Bilinmeyenin ve dengeyi koruyamamanın doğurduğu herhangi bir ihtimal, sonuca ulaşmayı zorlaştırıyormuş, bunu öğreniyorsunuz ve artık uzun süreli evriminizin ne kadar acı olduğunu zor da olsa tatmış sayılırsınız. İlahi gelişiminiz, size geri dönüşü olmayan yolculuğunuz esnasında, iştahla ve düşünmeden attığınız her bir adım karşılığında işkence etmeye yeltenecektir. Bu noktadan sonra kendinizi somut bir şeylere adamanın zamanı geldiğine inanmaya başlamak, kendiniz için alacağınız en sağlıklı karar sayılacaktır. Kendinizi yermeniz kesinlikle yersiz ve beyhudedir.

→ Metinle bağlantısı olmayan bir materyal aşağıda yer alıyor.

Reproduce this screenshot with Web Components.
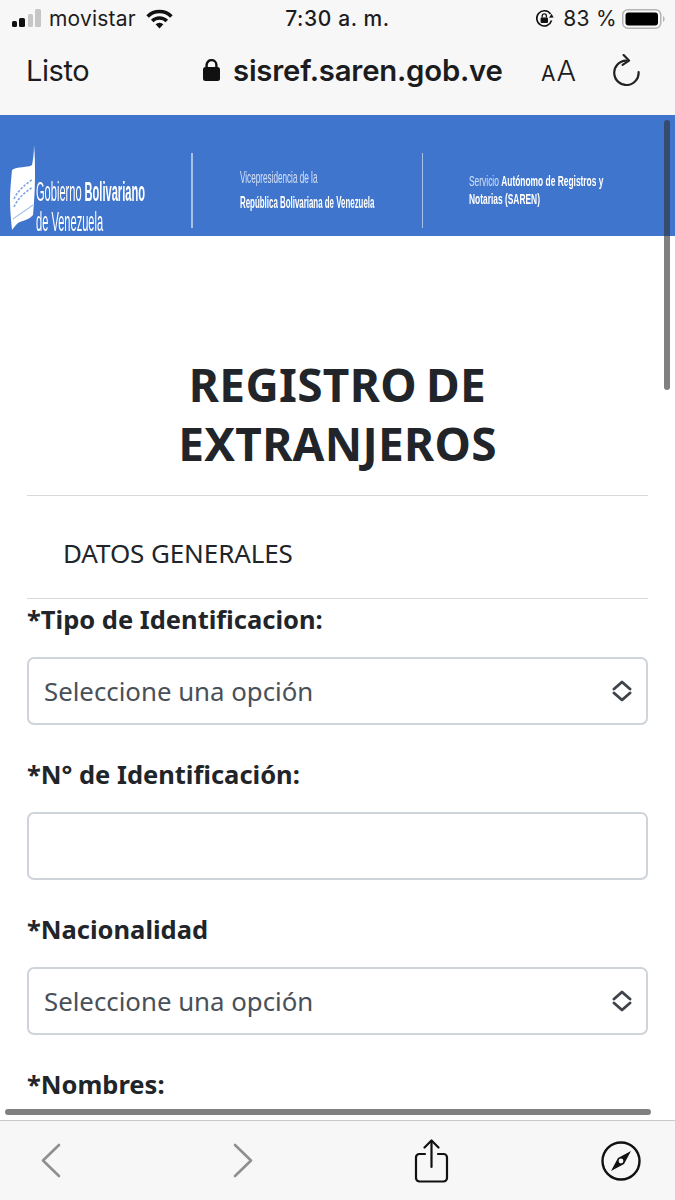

Yılmak, yıldırmak ya da hayatı aşağılamaya kalkışmak ise kolaya kaçmanın en kolay yoludur. Zor olanı başarmak için çaba sarf etmeyi hedeflemek ve bu doğrultuda eyleme geçmek gereklidir. Nefes almak, insan için en anlamdan yoksun ve anlamlı kılınmış ihtiyaçtır.